Quantifying the impact of trees on turbulent transport in the urban boundary layer: insight from large-eddy simulation and theoretical models
SEMINAR
DEPARTMENT OF MECHANICAL ENGINEERING
Quantifying the impact of trees on turbulent transport in the urban boundary layer: insight from large-eddy simulation and theoretical models
Prof. Marco Giometto
Dept. of Civil Engineering and Engineering Mechanics , Columbia University
Abstract
Accurate modeling of turbulent transport over and within urban canopies is crucial to properly predict local weather and pollutant dispersion in cities. Trees are an integral part of the urban landscape, and in many suburban neighborhoods tree cover reaches up to 30% of the available surface. Current understanding of the impact of urban trees on mean wind and turbulence in cities is poor, and it hence comes as no surprise that urban trees are not properly accounted for in urban climate and weather forecasting models. With the aim of bridging this knowledge gap, in this work we leverage Large-Eddy Simulation (LES) to gain insight on the impact of trees on momentum and energy transport in the atmosphere over and within a realistic urban canopy. The urban canopy is representative of the Sunset neighborhood in the city of Vancouver, BC, Canada, where a small fraction of trees are taller than buildings. Our work shows that trees can have a strong, seasonal impact on the aerodynamic parameters characterizing the urban surface. For example, the aerodynamic drag coefficient characterizing the considered canopy during winter, when deciduous trees have no leaves, is about a third of that during the summer season.
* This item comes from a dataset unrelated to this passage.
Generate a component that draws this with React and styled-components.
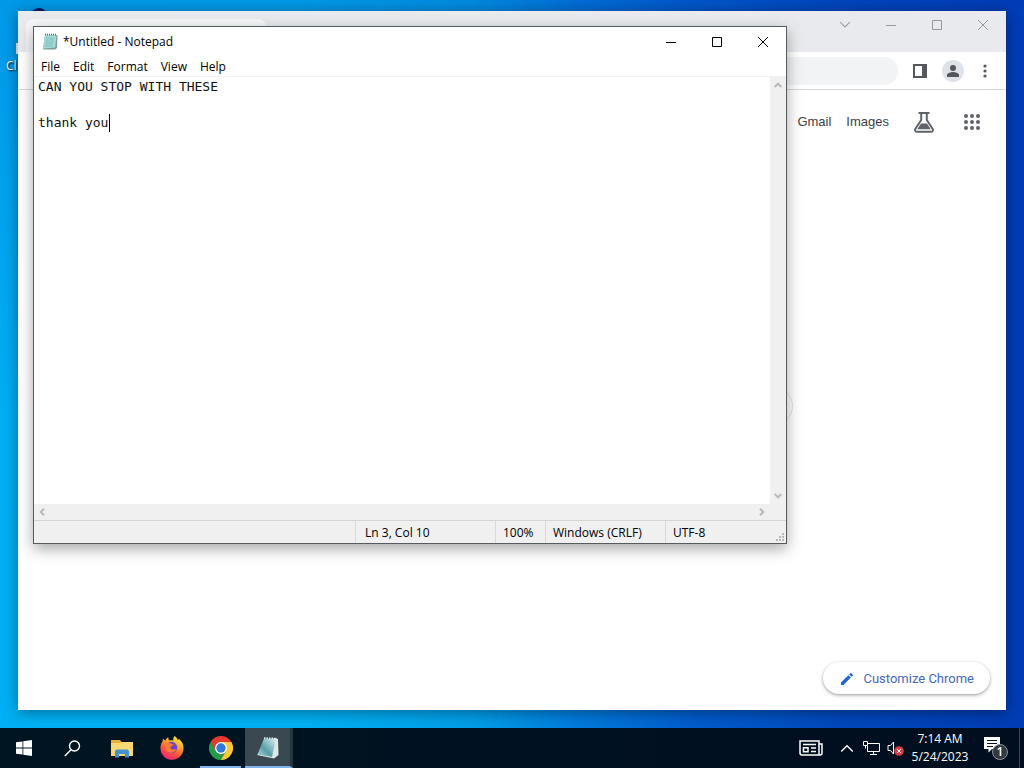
import React, { useState } from "react";
import styled, { createGlobalStyle } from "styled-components";

const ui = `"Open Sans", "Noto Sans", sans-serif`;

const Global = createGlobalStyle`
  *, *::before, *::after { box-sizing: border-box; }
  body { margin: 0; font-family: ${ui}; font-size: 12px; line-height: 16px; }
  button { border: 0; padding: 0; background: none; font: inherit; color: inherit; }
  svg { display: block; }
`;

const Screen = styled.div`
  display: flex;
  flex-direction: column;
  height: 100vh;
  overflow: hidden;
`;

const Desktop = styled.main`
  position: relative;
  flex: 1;
  min-height: 0;
  overflow: hidden;
  background:
    linear-gradient(180deg, rgba(0, 60, 190, 0.2), rgba(0, 60, 190, 0) 60%),
    linear-gradient(90deg, #00b0f4 0%, #00b0f2 30%, #009ee8 46%, #007cdc 56%, #005ccc 68%, #0048bc 82%, #003cb4 100%);
`;

const Shortcut = styled.a`
  position: absolute;
  left: 6px;
  top: 8px;
  width: 66px;
  color: #fff;
  text-decoration: none;
  text-shadow: 1px 1px 2px #000;
`;

const ShortcutArt = styled.svg`
  width: 60px;
  height: 50px;
`;

const Window = styled.section`
  position: absolute;
  display: flex;
  flex-direction: column;
  background: #fff;
`;

const BrowserWindow = styled(Window)`
  inset: 11px 18px 18px;
  box-shadow: 0 2px 14px rgba(0, 0, 0, 0.4);
`;

const NotepadWindow = styled(Window)`
  left: 33px;
  top: 26px;
  width: calc(100% - 270px);
  height: calc(100% - 210px);
  border: 1px solid #565b5e;
  box-shadow: 0 5px 14px rgba(0, 0, 0, 0.34);
`;

const TabStrip = styled.header`
  display: flex;
  justify-content: space-between;
  height: 41px;
  background: #e8eaed;
`;

const Tab = styled.div`
  width: 240px;
  margin: 8px 0 0 8px;
  border-radius: 8px 8px 0 0;
  background: #f6f7f8;
`;

const Controls = styled.div`
  display: flex;
  color: ${(p) => (p.$dim ? "#94979c" : "#000")};
`;

const ControlButton = styled.button`
  display: grid;
  place-items: center;
  width: 46px;
  height: 28px;
`;

const AddressBar = styled.div`
  display: flex;
  align-items: center;
  gap: 12px;
  height: 38px;
  padding: 0 12px 0 100px;
  border-bottom: 1px solid #d5d7da;
  color: #54575b;
`;

const Omnibox = styled.input`
  flex: 1;
  min-width: 0;
  height: 28px;
  border: 0;
  border-radius: 14px;
  background: #f1f3f4;
`;

const IconButton = styled.button`
  display: grid;
  place-items: center;
  width: ${(p) => p.$w || 20}px;
  height: 22px;
  border-radius: 11px;
  background: ${(p) => (p.$filled ? "#dfe2e9" : "transparent")};
`;

const NewTabPage = styled.div`
  display: flex;
  flex: 1;
  flex-direction: column;
  align-items: center;
  justify-content: space-between;
  padding: 16px;
`;

const NewTabNav = styled.nav`
  display: flex;
  align-items: center;
  align-self: flex-end;
  gap: 15px;
  height: 32px;
  padding-right: 6px;
  color: #5f6368;
  font-family: "Liberation Sans", Arial, sans-serif;
  font-size: 13px;

  a { color: #3c4043; text-decoration: none; }
`;

const NavIcon = styled.button`
  display: grid;
  place-items: center;
  width: 24px;
  height: 24px;
  margin-left: ${(p) => p.$gap || 0}px;
`;

const SearchBox = styled.input`
  width: 562px;
  max-width: 100%;
  height: 38px;
  margin-top: 12px;
  border: 1px solid #e2e4e6;
  border-radius: 19px;
`;

const CustomizeButton = styled.button`
  display: flex;
  align-items: center;
  align-self: flex-end;
  gap: 8px;
  height: 32px;
  padding: 1px 16px 0;
  border-radius: 16px;
  background: #fff;
  color: #4468c0;
  font-family: Roboto, sans-serif;
  font-size: 13px;
  box-shadow: 0 1px 3px rgba(0, 0, 0, 0.3), 0 2px 5px rgba(0, 0, 0, 0.1);
`;

const TitleBar = styled.header`
  display: flex;
  align-items: center;
  height: 29px;
  padding-left: 8px;
`;

const Title = styled.h1`
  flex: 1;
  margin: 0 0 0 5px;
  font-size: 12px;
  line-height: 16px;
  font-weight: 400;
`;

const MenuBar = styled.nav`
  display: flex;
  gap: 13px;
  height: 21px;
  padding: 1px 7px 0;
  border-bottom: 1px solid #f0f0f0;
`;

const MenuItem = styled.button`
  line-height: 20px;
`;

const EditorGrid = styled.div`
  display: grid;
  flex: 1;
  grid-template-columns: 1fr 16px;
  grid-template-rows: 1fr 16px;
  min-height: 0;
  background: #f0f0f0;
`;

const EditorPane = styled.div`
  position: relative;
  font-family: "DejaVu Sans Mono", monospace;
  font-size: 13px;
  line-height: 18px;
`;

const Editor = styled.textarea`
  display: block;
  width: 100%;
  height: 100%;
  padding: 1px 4px 0;
  border: 0;
  outline: 0;
  resize: none;
  overflow: hidden;
  background: #fff;
  color: #111;
  font: inherit;
`;

const Caret = styled.span`
  position: absolute;
  left: calc(${(p) => p.$col}ch + 5px);
  top: ${(p) => p.$line * 18 + 1}px;
  width: 1px;
  height: 18px;
  background: #000;
`;

const ScrollTrack = styled.div`
  display: flex;
  flex-direction: ${(p) => (p.$vertical ? "column" : "row")};
  justify-content: space-between;
  color: #b9b9b9;
`;

const ScrollButton = styled.button`
  display: grid;
  place-items: center;
  width: 16px;
  height: 16px;
`;

const StatusBar = styled.footer`
  display: grid;
  grid-template-columns: 1fr 140px 50px 120px 121px;
  height: 23px;
  border-top: 1px solid #d4d4d4;
  background: #f0f0f0;
`;

const StatusCell = styled.div`
  display: flex;
  align-items: center;
  justify-content: space-between;
  padding-top: 2px;
  padding-left: ${(p) => p.$pad || 7}px;
  border-left: ${(p) => (p.$first ? "0" : "1px solid #d9d9d9")};
`;

const Grip = styled.svg`
  align-self: flex-end;
  width: 10px;
  height: 10px;
  margin-right: 1px;
`;

const Taskbar = styled.footer`
  display: flex;
  justify-content: space-between;
  height: 40px;
  background: linear-gradient(90deg, #001522, #000e20);
  color: #fff;
`;

const TaskGroup = styled.div`
  display: flex;
  align-items: center;
`;

const TaskButton = styled.button`
  display: grid;
  place-items: center;
  width: ${(p) => p.$w || 49}px;
  height: 40px;
`;

const OpenTaskButton = styled(TaskButton)`
  width: 41px;
  margin: 0 4px;
  border-bottom: 2px solid #7db4ec;
  padding-top: 2px;
`;

const ActiveTaskButton = styled(OpenTaskButton)`
  width: 48px;
  margin: 0;
  border-right: 3px solid #26343f;
  background: #3a4852;
`;

const TrayButton = styled.button`
  display: grid;
  place-items: center;
  width: ${(p) => p.$w}px;
  height: 40px;
`;

const Clock = styled.time`
  display: flex;
  flex-direction: column;
  width: 66px;
  text-align: center;
  line-height: 18px;
`;

const DesktopEdge = styled.button`
  width: 5px;
  height: 40px;
  border-left: 1px solid #3a4653;
`;

const Minimize = () => (
  <svg width="10" height="10" stroke="currentColor"><path d="M0 5.5h10" /></svg>
);
const Maximize = () => (
  <svg width="10" height="10" stroke="currentColor" fill="none"><path d="M.5.5h9v9h-9z" /></svg>
);
const Close = () => (
  <svg width="10" height="10" stroke="currentColor"><path d="M0 0l10 10M10 0L0 10" /></svg>
);

const turns = { up: 0, right: 90, down: 180, left: 270 };
const Chevron = ({ dir, size = 8, weight = 2 }) => (
  <svg width={size} height={size} viewBox="0 0 8 8" fill="none" stroke="currentColor" strokeWidth={weight}>
    <path d="M.7 6L4 2.7 7.3 6" transform={`rotate(${turns[dir]} 4 4)`} />
  </svg>
);

const SidePanelIcon = () => (
  <svg width="14" height="14" fill="currentColor">
    <path fillRule="evenodd" d="M0 0h14v14H0zM2 2v10h7V2z" />
  </svg>
);

const PersonIcon = () => (
  <svg width="14" height="14" fill="currentColor">
    <circle cx="7" cy="4" r="3" />
    <path d="M1 13v-2c0-2 4-3 6-3s6 1 6 3v2z" />
  </svg>
);

const DotsIcon = () => (
  <svg width="4" height="14" fill="currentColor">
    <circle cx="2" cy="2" r="1.6" /><circle cx="2" cy="7" r="1.6" /><circle cx="2" cy="12" r="1.6" />
  </svg>
);

const FlaskIcon = () => (
  <svg width="22" height="22" viewBox="0 0 22 22" fill="none" stroke="currentColor">
    <path d="M5.500 2h11" strokeWidth="2" />
    <path d="M8.200 2v7L2.300 18c-.8 1.300 0 2.800 1.400 2.800h14.600c1.400 0 2.200-1.500 1.400-2.800L13.800 9V2" strokeWidth="2" />
    <path d="M8 12.500h6l3.700 5.800H4.300z" fill="currentColor" stroke="none" />
  </svg>
);

const AppsIcon = () => (
  <svg width="16" height="16" fill="currentColor">
    {[2, 8, 14].map((y) => [2, 8, 14].map((x) => <circle key={`${x}-${y}`} cx={x} cy={y} r="2" />))}
  </svg>
);

const PencilIcon = () => (
  <svg width="16" height="16" viewBox="0 0 24 24" fill="#2463d4">
    <path d="M3 17.3V21h3.7L17.8 9.9l-3.7-3.7zM20.7 7c.4-.4.4-1 0-1.4l-2.3-2.3a1 1 0 0 0-1.4 0l-1.8 1.8 3.7 3.7z" />
  </svg>
);

const NoteIcon = () => (
  <svg width="16" height="17" viewBox="0 0 16 17">
    <path d="M3 2h12.500l-.5 13-2 1.500H1z" fill="#7d9b9b" />
    <path d="M3 2h11.500l-1.300 12.500L1 15.500z" fill="#a5dbd6" />
    <path d="M4 5h8M3.700 7h8M3.400 9h8M3.100 11h8M2.700 13h8" stroke="#6fb7b4" strokeWidth=".7" />
    <path d="M3 1.700h12" stroke="#55706f" strokeWidth="1.800" strokeDasharray="1 1" />
  </svg>
);

const StartIcon = () => (
  <svg width="16" height="16" fill="#fff">
    <path d="M0 2.300l6.500-.9v6.200H0zM7.300 1.300L16 0v7.600H7.300zM0 8.400h6.500v6.200L0 13.700zM7.300 8.400H16V16l-8.700-1.200z" />
  </svg>
);

const SearchIcon = () => (
  <svg width="17" height="17" fill="none" stroke="#fff" strokeWidth="1.400">
    <circle cx="10.500" cy="6" r="5" /><path d="M7 9.700L.8 16" />
  </svg>
);

const FolderIcon = () => (
  <svg width="22" height="19" viewBox="0 0 22 19">
    <path d="M0 1h9l1.500 2H22v14H0z" fill="#e9ae3c" />
    <path d="M0 4h9l1.500-1H22v14H0z" fill="#fbd774" />
    <path d="M4 18.500V12l1.500-1.500h11L18 12v6.500h-4V15H8v3.500z" fill="#4293cf" />
  </svg>
);

const FirefoxIcon = () => (
  <svg width="24" height="24" viewBox="0 0 24 24">
    <defs>
      <linearGradient id="fox" x1=".8" y1="0" x2=".3" y2="1">
        <stop offset="0" stopColor="#fff04a" /><stop offset=".35" stopColor="#ffab2b" />
        <stop offset=".65" stopColor="#ff563b" /><stop offset="1" stopColor="#e9257b" />
      </linearGradient>
    </defs>
    <path d="M14.500 0c2 1.200 3 2.600 3.300 4.200.6-.3.900-.8 1-1.400 3 2.300 4.700 5.600 4.700 9.200a11.500 11.500 0 0 1-23 .6C.4 9.600 1.200 7 2.600 5.200c0-1 .1-1.900.6-2.700.4 1 1.100 1.600 2 2C6.100 3 6.900 2 8.500 1.300c-.3 1.300-.1 2.300.7 3.200 1.500-.4 3-.5 4.300 0-.5-1.600-.2-3.100 1-4.500z" fill="url(#fox)" />
    <path d="M8.500 6.500c3-1.800 8 0 8.600 4.300.5 3.500-2 6.400-5.300 6.400-3 0-5-2-5.300-4.200z" fill="#7145c9" />
    <path d="M5 8c2.200-1.700 4-1.500 5.700-.4l2.800.8c-.2 1.400-2 1.400-3 2.400-.5 1 .2 2.300 1.800 2.700 1.700.5 2.600-.8 4.200-.2-1.300 2.500-4.400 4-7 3.200C6.200 15.600 4.300 11.500 5 8z" fill="#ff7a33" />
  </svg>
);

const ChromeIcon = () => (
  <svg width="24" height="24" viewBox="0 0 24 24">
    <path d="M12 12L1.600 6A12 12 0 0 1 22.400 6z" fill="#e33b2e" />
    <path d="M12 12L22.400 6A12 12 0 0 1 12 24z" fill="#fcc934" />
    <path d="M12 12v12A12 12 0 0 1 1.600 6z" fill="#269b4a" />
    <path d="M12 6h10.400l-5.200 9z" fill="#fcc934" />
    <path d="M17.200 15L12 24l-5.200-9z" fill="#269b4a" />
    <path d="M6.800 15L1.600 6H12z" fill="#e33b2e" />
    <circle cx="12" cy="12" r="6" fill="#fff" /><circle cx="12" cy="12" r="4.700" fill="#3478df" />
  </svg>
);

const TaskNoteIcon = () => (
  <svg width="24" height="24" viewBox="0 0 24 24">
    <defs>
      <linearGradient id="pad" x1="1" y1="0" x2="0" y2="1">
        <stop offset="0" stopColor="#d5f0f0" /><stop offset=".6" stopColor="#5a9ea8" /><stop offset="1" stopColor="#b4dade" />
      </linearGradient>
    </defs>
    <path d="M18 2l4 1 .5 16-4.500 3.500L1 19z" fill="#dfe8e5" />
    <path d="M8 2.500l12 .5-4 18-14.500-2.500z" fill="url(#pad)" />
    <path d="M8 2l13 .5" stroke="#e6efee" strokeWidth="1.500" strokeDasharray="1.500 1" />
  </svg>
);

const NewsIcon = () => (
  <svg width="24" height="16" fill="none" stroke="#fff" strokeWidth="1.500">
    <path d="M1 1h19v14H3a2 2 0 0 1-2-2zM20 4h3v9a2 2 0 0 1-2 2h-2M4 4.500h13M12 8h5M12 11.500h5M4.500 7.700h4.500v4H4.500z" />
  </svg>
);

const NetworkIcon = () => (
  <svg width="17" height="15" fill="none" stroke="#fff">
    <path d="M5 2.500h11.500v8h-12V5M7 13.500h7M10.500 10.500v3M.5.500h4v4h-4zM2.500 4.500v3" />
  </svg>
);

const VolumeIcon = () => (
  <svg width="17" height="15" fill="none" stroke="#fff">
    <path d="M1 4.500h2.500L6.500 1v12l-3-3.500H1z" />
    <circle cx="12" cy="10" r="4.800" fill="#d23c41" stroke="none" />
    <path d="M10 8l4 4M14 8l-4 4" />
  </svg>
);

const ActionIcon = () => (
  <svg width="25" height="25">
    <path d="M0 1h16v12H8l-3.500 3.500V13H0z" fill="#fff" />
    <path d="M3 4.500h10M3 7.500h10M3 10.500h6" stroke="#00101f" />
    <circle cx="16" cy="16" r="7.500" fill="#303a43" stroke="#8b9299" />
    <text x="16" y="20" textAnchor="middle" fontSize="12" fontWeight="600" fill="#fff">1</text>
  </svg>
);

const menus = ["File", "Edit", "Format", "View", "Help"];

function Browser() {
  return (
    <BrowserWindow aria-label="Browser">
      <TabStrip>
        <Tab />
        <Controls $dim>
          <ControlButton aria-label="Search tabs"><Chevron dir="down" size={12} weight={0.7} /></ControlButton>
          <ControlButton aria-label="Minimize"><Minimize /></ControlButton>
          <ControlButton aria-label="Maximize"><Maximize /></ControlButton>
          <ControlButton aria-label="Close"><Close /></ControlButton>
        </Controls>
      </TabStrip>
      <AddressBar>
        <Omnibox aria-label="Address" />
        <IconButton aria-label="Side panel"><SidePanelIcon /></IconButton>
        <IconButton aria-label="Profile" $filled $w={22}><PersonIcon /></IconButton>
        <IconButton aria-label="Menu" $w={18}><DotsIcon /></IconButton>
      </AddressBar>
      <NewTabPage>
        <NewTabNav>
          <a href="#gmail">Gmail</a>
          <a href="#images">Images</a>
          <NavIcon aria-label="Labs" $gap={8}><FlaskIcon /></NavIcon>
          <NavIcon aria-label="Apps" $gap={9}><AppsIcon /></NavIcon>
        </NewTabNav>
        <SearchBox aria-label="Search" />
        <CustomizeButton><PencilIcon />Customize Chrome</CustomizeButton>
      </NewTabPage>
    </BrowserWindow>
  );
}

function Notepad() {
  const [text, setText] = useState("CAN YOU STOP WITH THESE\n\nthank you");
  const lines = text.split("\n");
  const line = lines.length;
  const col = lines[line - 1].length;
  return (
    <NotepadWindow aria-label="Notepad">
      <TitleBar>
        <NoteIcon />
        <Title>*Untitled - Notepad</Title>
        <Controls>
          <ControlButton aria-label="Minimize"><Minimize /></ControlButton>
          <ControlButton aria-label="Maximize"><Maximize /></ControlButton>
          <ControlButton aria-label="Close"><Close /></ControlButton>
        </Controls>
      </TitleBar>
      <MenuBar>{menus.map((m) => <MenuItem key={m}>{m}</MenuItem>)}</MenuBar>
      <EditorGrid>
        <EditorPane>
          <Editor aria-label="Text" spellCheck={false} value={text} onChange={(e) => setText(e.target.value)} />
          <Caret $line={line - 1} $col={col} />
        </EditorPane>
        <ScrollTrack $vertical>
          <ScrollButton aria-label="Scroll up"><Chevron dir="up" /></ScrollButton>
          <ScrollButton aria-label="Scroll down"><Chevron dir="down" /></ScrollButton>
        </ScrollTrack>
        <ScrollTrack>
          <ScrollButton aria-label="Scroll left"><Chevron dir="left" /></ScrollButton>
          <ScrollButton aria-label="Scroll right"><Chevron dir="right" /></ScrollButton>
        </ScrollTrack>
      </EditorGrid>
      <StatusBar>
        <StatusCell $first />
        <StatusCell $pad={9}>Ln {line}, Col {col + 1}</StatusCell>
        <StatusCell>100%</StatusCell>
        <StatusCell>Windows (CRLF)</StatusCell>
        <StatusCell>
          UTF-8
          <Grip fill="#b8b8b8"><path d="M7 0h2v2H7zM4 3h2v2H4zM7 3h2v2H7zM1 6h2v2H1zM4 6h2v2H4zM7 6h2v2H7z" /></Grip>
        </StatusCell>
      </StatusBar>
    </NotepadWindow>
  );
}

export default function App() {
  return (
    <Screen>
      <Global />
      <Desktop>
        <Shortcut href="#shortcut">
          <ShortcutArt>
            <circle cx="33" cy="8" r="8" fill="#0b1c66" />
            <path d="M10 35h20v11H10z" fill="#eef4fa" />
          </ShortcutArt>
          Cl
        </Shortcut>
        <Browser />
        <Notepad />
      </Desktop>
      <Taskbar>
        <TaskGroup>
          <TaskButton aria-label="Start" $w={48}><StartIcon /></TaskButton>
          <TaskButton aria-label="Search"><SearchIcon /></TaskButton>
          <TaskButton aria-label="File Explorer" $w={50}><FolderIcon /></TaskButton>
          <TaskButton aria-label="Firefox"><FirefoxIcon /></TaskButton>
          <OpenTaskButton aria-label="Chrome"><ChromeIcon /></OpenTaskButton>
          <ActiveTaskButton aria-label="Notepad"><TaskNoteIcon /></ActiveTaskButton>
        </TaskGroup>
        <TaskGroup>
          <TrayButton aria-label="News" $w={48}><NewsIcon /></TrayButton>
          <TrayButton aria-label="Show hidden icons" $w={24}><Chevron dir="up" size={14} weight={0.8} /></TrayButton>
          <TrayButton aria-label="Network" $w={24}><NetworkIcon /></TrayButton>
          <TrayButton aria-label="Volume" $w={24}><VolumeIcon /></TrayButton>
          <Clock><span>7:14 AM</span><span>5/24/2023</span></Clock>
          <TrayButton aria-label="Notifications" $w={46}><ActionIcon /></TrayButton>
          <DesktopEdge aria-label="Show desktop" />
        </TaskGroup>
      </Taskbar>
    </Screen>
  );
}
Further, urban trees not only act as a direct momentum sink for the flow, but also reduce downward turbulent transport of high-momentum fluid, thus significantly reducing the wind intensity at the heights where people live in the city. A physics-based reduced-order model for the drag partition problem is also presented, which is able to correctly capture the aerodynamic interaction between buildings and trees. The model will be used to further discuss flow dynamics of the urban atmosphere.
Biography
Dr. Giometto is an Assistant Professor in the Civil Engineering and Engineering Mechanics department at Columbia University. He received his BS and MS degrees in civil engineering from the University of Padua (2010), and a joint PhD in civil and environmental engineering from Braunschweig TU University and the University of Florence (2014). In 2016 he earned a second PhD in mechanical engineering from École Polytechnique Fédérale de Lausanne, where he won the EDME Award for the best thesis in mechanical engineering. Before joining Columbia University in 2018, he held postdoctoral positions at the University of British Columbia and at the Center for Turbulence Research, which is jointly operated by Stanford University and NASA Ames.